Yunupingu recently exhibited a show entitled Nyapanyapa Yunupingu – My Sister’s Ceremony at Roslyn Oxley9 Gallery in Sydney. It displayed her latest works, painted on strips of bark and logs. Two of her larrkitj (painted logs) were also displayed as part of the Art Gallery of New South Wales’s Yirrkala Drawings exhibition.
Yunupingu learnt her art from her father, celebrated artist Munggurrawuy Yunupingu, but her spirited paintings diverge from traditional clan designs and sacred stories. It is this pioneering spirit that has distinguished her pieces from other indigenous artworks.
Yunupingu’s works can now be found in the collections of the National Gallery of Australia, the National Gallery of Victoria and the Art Gallery of New South Wales.
Jason Benjamin’s artworks are so popular his exhibitions are commonly sold out before opening night. It’s easy to see why he is one of Australia’s foremost contemporary painters. Whether it’s still lifes, landscapes or portraits, Benjamin’s paintings are haunting, poignant and emotionally charged.
Since his first solo exhibition in downtown Manhattan in 1989, Benjamin has held dozens of shows in Australia, Tokyo, London, Hong Kong, Singapore and Rome. The Art Collector Magazine has shortlisted Benjamin as one of the top 50 Australian artists, in league with Sydney Nolan and Brett Whiteley.
Benjamin has a number of accomplishments to his name. In 2003, he was the youngest Australian artist to have sold a single work for $50,000. In 2005, he won the Archibald Packing Room Prize for his portrait of Bill Hunter titled Staring Down the Past. He was also a finalist for the 2011 Archibald Prize.
Benjamin’s artworks are going places – literally. In 2013-2014, his touring survey exhibition Everyone is Here canvases a number of rural towns in New South Wales, including Wagga Wagga, Griffith, Dubbo and Bathurst. Another exhibition, Awoke in Light was displayed at Buratti Fine Art in Perth this year.
Anthony Lister is one of Australia’s most renowned contemporary artists. He specializes in street art, painting scrappy, loosely formed subjects onto canvases and walls around the world. His evocative images reflect a fusion of high and lowbrow cultures that appeal to art enthusiasts and passersby alike. He also draws influence from expressionism, pop art and the modern youth culture.
Lister joined the urban art scene at the age of 17 and has since had solo exhibitions across Australia, the US, Europe and the UK. His latest exhibits included New Image Art in Los Angeles in 2011 and Unslung Heroes in London and Newcastle in 2012.
Lister recently released the Lister Sketchbook, which includes his sketches over the past ten years.
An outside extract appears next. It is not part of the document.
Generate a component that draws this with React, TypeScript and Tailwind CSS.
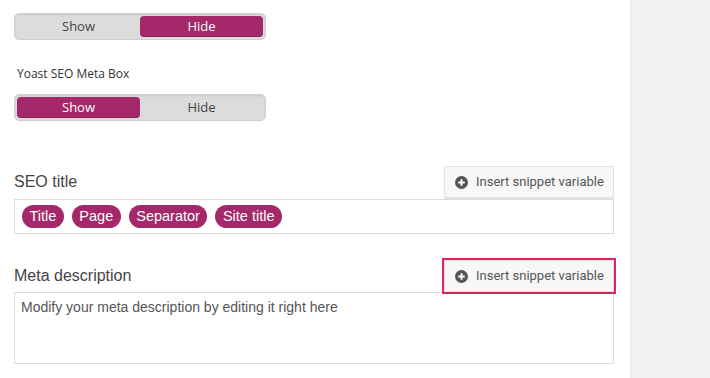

He is so well recognized in the international urban art scene that he was included in the 2013 Complex Art and Design’s 50 Most Influential Street Artists of All Time. We can’t wait to see what he’ll come up with next.
This Melbourne born and bred artist is making waves on the Australian art scene with his unique drawings and crafts. In the past year, he has reached a high point in his art career, winning the Qantas Spirit of Youth Award for Visual Art as well as being chosen to participate in the National Gallery of Victoria’s epic Melbourne Now exhibition.
McLuckie is celebrated for his exploration of mythical themes of ritual and rebirth. He uses a range of different mediums, though he is best known for his stunning bead paintings.
McLuckie’s status as a reputable artist has been secured with a two-year residency at the Gertrude Contemporary in Melbourne and two upcoming solo exhibitions in Melbourne: Two Lovers at the Murray White Room and Cosmic Soul Sugar at Studio 12 Gertrude Contemporary. This means we’ll have plenty more to see from him in the future.
Johnny Romeo is Australia’s foremost pop artist, recognized internationally as well as at home for his exuberant paintings styled on Neo-Expressionist Pop Art. The paintings are difficult to miss, featuring bold, colourful portraits of cultural icons.
Romeo gets his inspiration from rock ‘n’ roll, comic books and street art. He combines these themes with insightful criticisms of modern world excesses of materialism, advertising and waste. He questions how we construct our identities amid this chaos. It is this depth in his work that sees Johnny Romeo as an international leader in Neo-Expressionist Pop Art.
Romeo’s global recognition is undisputed. His exhibitions have sold out in Sydney, Perth, the Gold Coast, Alice Springs, Darwin and New Zealand. He showcased his work at three major US exhibitions in 2013 and has a major European debut show in Milan this year. And if that’s not enough to convince you of Romeo’s esteem, he even collaborated on a recent project with renowned American punk band Blink-182.
Where To From Here?
Australia may only occupy a small corner of this great globe, but that just gives us even more reason to celebrate when local artists make it big. Art is an important medium for exploring and redefining our young identity. It’s up to new and emerging artists to push the boundaries on what it means to be Australian. We’re confident that the energy and enthusiasm shown by our country’s talented artists proves they’re up to the task.